Do you think we are really going to use ASIO4ALL ?

I am on pc, and sometimes a mac. Usually a PC running cubase with a UR824 audio interface, with it's own low latency ASIO drivers. So, now if I want to "pass thru" ipad synth audio (as advertised) I have to ditch my well made ASIO device drivers and use ASIO4ALL (an useful, but inferior generic driver) Are you guys serious about this? I'm getting ready to box this up and return it. Is there any work around for this? This is a deal breaker for me.

Comments

  • edited August 2015
    Hey Duckteasah - this is currently the only way to pair WDM and ASIO devices, since ASIO is typically designed to focus on one hardware and one application - to maximize performance.

    Are you having latency issues, or have you not had a chance to set it up?
    ASIO4ALL does not really cause significant latency itself (actually some windows users will report a better performance using it with a WDM device with an application that supports ASIO devices), typically you will see the additional latency from pairing your hardware in general. But this can typically be controlled by the latency buffering settings in your DAW, iOS apps, and iConfig Audio menu. (I see a little latency change when using Aggregate Devices on OS X as well, so it not necessarily related to ASIO4ALL's implementations)
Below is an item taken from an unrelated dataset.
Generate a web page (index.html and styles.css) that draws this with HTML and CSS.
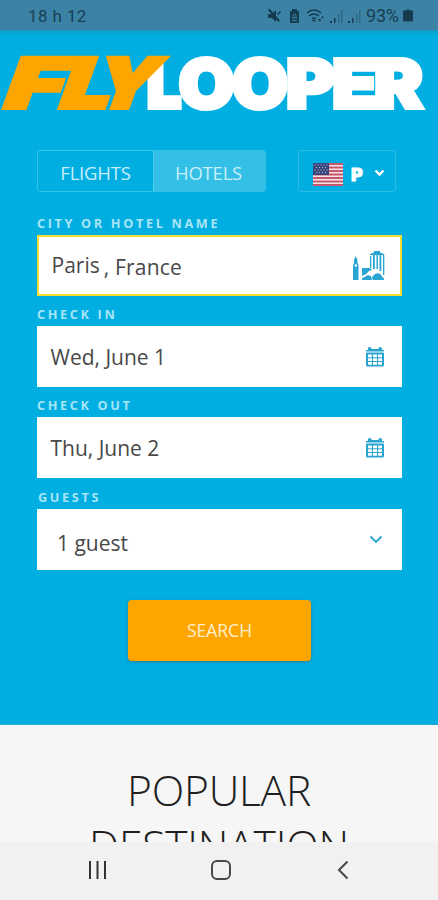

    Let me know how I can assist further,
    Cheers!
  • edited August 2015
    Hi Josh,

    This idea that ASIO is single device and/or single client is not completely accurate AFAIK. Maybe I'm misunderstanding, but AFAIK plenty of multi-device ASIO implementations exist, but they are typically limited to devices from the same manufacturer. This is because the driver must be common to the devices for robust clocking and caching. But that doesn't mean multiple iConnectivity devices cannot share drivers in a manner which currently only works via ASIO4ALL aggregation. Due to the multi-device ASIO implementations of products within some manufacturer's product ranges, I expected the iCM4+ and iCA4+ to have such capabilities and was really disappointed to discover coupling/chaining (aggregation at driver level and within driver control panel) was out of the design scope.

    ASIO4ALL is actually a wrapper around WDM. This is ironically funny from Wikipedia: "A popular alternative is to use the ASIO4All driver by German programmer Michael Tippach, which can often deliver low latency on soundcards that __have not been designed with music production in mind__."

    Is it possible to couple/chain two iCA4+ devices without ASIO4ALL? They would use the same driver, so it should be possible. I'd buy an extra iCA4+ in a flash if that can be done. Then my iCM4+ could be dedicated to MIDI alone.

    The companies which have products offering multi-device ASIO support develop their own drivers instead of outsourcing driver development. AFAIK, iConnectivity outsources driver development and is therefore subject to the development/delivery time frames of external companies. It also doesn't seem like a good recipe for delivering innovation (which to me seems to be the core business of iConnectivity - you guys are remaking what's possible for iOS users, for example)

    The problem with ASIO4ALL is the lack of ongoing support (or the lack of _any_ support) from Michael Tippach. It's basically abandonware. If ASIO4ALL doesnt work well with Windows 10 (for example), there is nothing iConnectivity can do to rectify that.

    It's a hard policy to understand despite Mike's explanation regarding the cost and time required for in-house driver development, as the iConnectivity products are designed from the ground up as multi-device interfaces. It's one thing to assert that best policy is to strictly follow USB class compliance, but OTOH, that doesn't seem like a powerful argument for pushing your customers towards a third party solution without any support from that third party. Building USB drivers which are class compliant but also include additional functions for iConnectivity devices would seem to be the logical approach. There is nothing wrong with using proprietary device drivers if it achieves better functionality, better reliability and ongoing support from the driver developers.

    Perhaps I'm misunderstanding something?